→ Given problem
Reproduce all the lines exactly as they stand, apart from the pictures.

→ Data lines
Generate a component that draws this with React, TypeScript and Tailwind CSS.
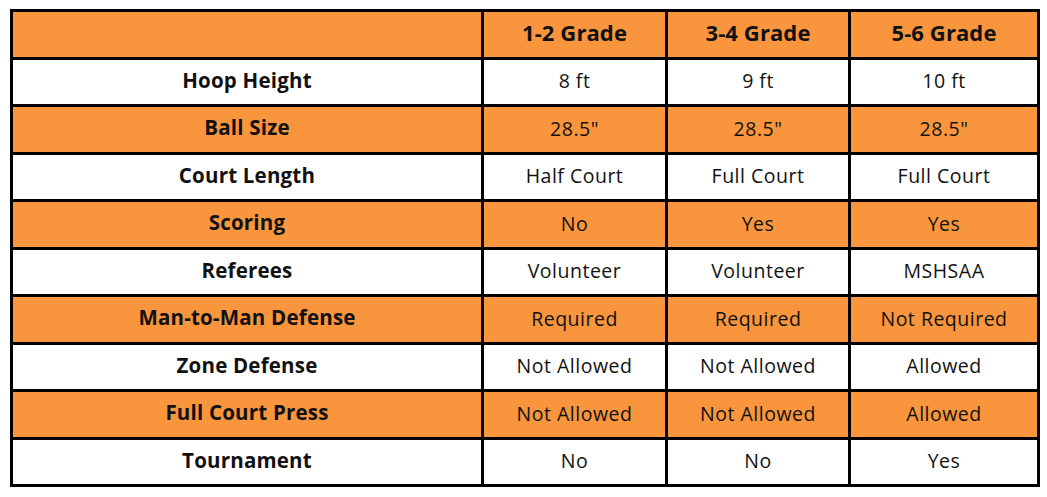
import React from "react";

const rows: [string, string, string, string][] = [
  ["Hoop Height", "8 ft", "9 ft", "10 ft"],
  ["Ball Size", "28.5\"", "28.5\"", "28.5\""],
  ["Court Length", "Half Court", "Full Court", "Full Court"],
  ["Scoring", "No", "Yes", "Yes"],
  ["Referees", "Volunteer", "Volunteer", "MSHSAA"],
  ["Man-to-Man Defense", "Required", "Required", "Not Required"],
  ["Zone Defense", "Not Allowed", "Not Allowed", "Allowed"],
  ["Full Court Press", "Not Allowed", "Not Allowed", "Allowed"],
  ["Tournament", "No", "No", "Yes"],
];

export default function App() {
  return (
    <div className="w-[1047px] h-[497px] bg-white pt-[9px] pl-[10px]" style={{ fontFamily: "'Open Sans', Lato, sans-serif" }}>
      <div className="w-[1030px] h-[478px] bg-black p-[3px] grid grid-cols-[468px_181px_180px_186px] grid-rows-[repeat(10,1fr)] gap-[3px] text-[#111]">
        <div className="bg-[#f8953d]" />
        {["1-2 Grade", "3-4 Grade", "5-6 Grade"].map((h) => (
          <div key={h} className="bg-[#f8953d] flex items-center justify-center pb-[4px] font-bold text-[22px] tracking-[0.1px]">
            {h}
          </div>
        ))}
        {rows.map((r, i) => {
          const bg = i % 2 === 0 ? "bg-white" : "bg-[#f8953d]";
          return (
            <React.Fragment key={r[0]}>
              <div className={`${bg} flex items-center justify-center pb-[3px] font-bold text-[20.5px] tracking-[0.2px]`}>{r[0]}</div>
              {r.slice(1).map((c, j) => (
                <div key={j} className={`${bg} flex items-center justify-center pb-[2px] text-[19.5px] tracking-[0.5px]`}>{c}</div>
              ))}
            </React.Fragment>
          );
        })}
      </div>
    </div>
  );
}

→ Full response
Generate a component that draws this with React, TypeScript and Tailwind CSS.
import React from "react";

const rows: [string, string, string, string][] = [
  ["Hoop Height", "8 ft", "9 ft", "10 ft"],
  ["Ball Size", "28.5\"", "28.5\"", "28.5\""],
  ["Court Length", "Half Court", "Full Court", "Full Court"],
  ["Scoring", "No", "Yes", "Yes"],
  ["Referees", "Volunteer", "Volunteer", "MSHSAA"],
  ["Man-to-Man Defense", "Required", "Required", "Not Required"],
  ["Zone Defense", "Not Allowed", "Not Allowed", "Allowed"],
  ["Full Court Press", "Not Allowed", "Not Allowed", "Allowed"],
  ["Tournament", "No", "No", "Yes"],
];

export default function App() {
  return (
    <div className="w-[1047px] h-[497px] bg-white pt-[9px] pl-[10px]" style={{ fontFamily: "'Open Sans', Lato, sans-serif" }}>
      <div className="w-[1030px] h-[478px] bg-black p-[3px] grid grid-cols-[468px_181px_180px_186px] grid-rows-[repeat(10,1fr)] gap-[3px] text-[#111]">
        <div className="bg-[#f8953d]" />
        {["1-2 Grade", "3-4 Grade", "5-6 Grade"].map((h) => (
          <div key={h} className="bg-[#f8953d] flex items-center justify-center pb-[4px] font-bold text-[22px] tracking-[0.1px]">
            {h}
          </div>
        ))}
        {rows.map((r, i) => {
          const bg = i % 2 === 0 ? "bg-white" : "bg-[#f8953d]";
          return (
            <React.Fragment key={r[0]}>
              <div className={`${bg} flex items-center justify-center pb-[3px] font-bold text-[20.5px] tracking-[0.2px]`}>{r[0]}</div>
              {r.slice(1).map((c, j) => (
                <div key={j} className={`${bg} flex items-center justify-center pb-[2px] text-[19.5px] tracking-[0.5px]`}>{c}</div>
              ))}
            </React.Fragment>
          );
        })}
      </div>
    </div>
  );
}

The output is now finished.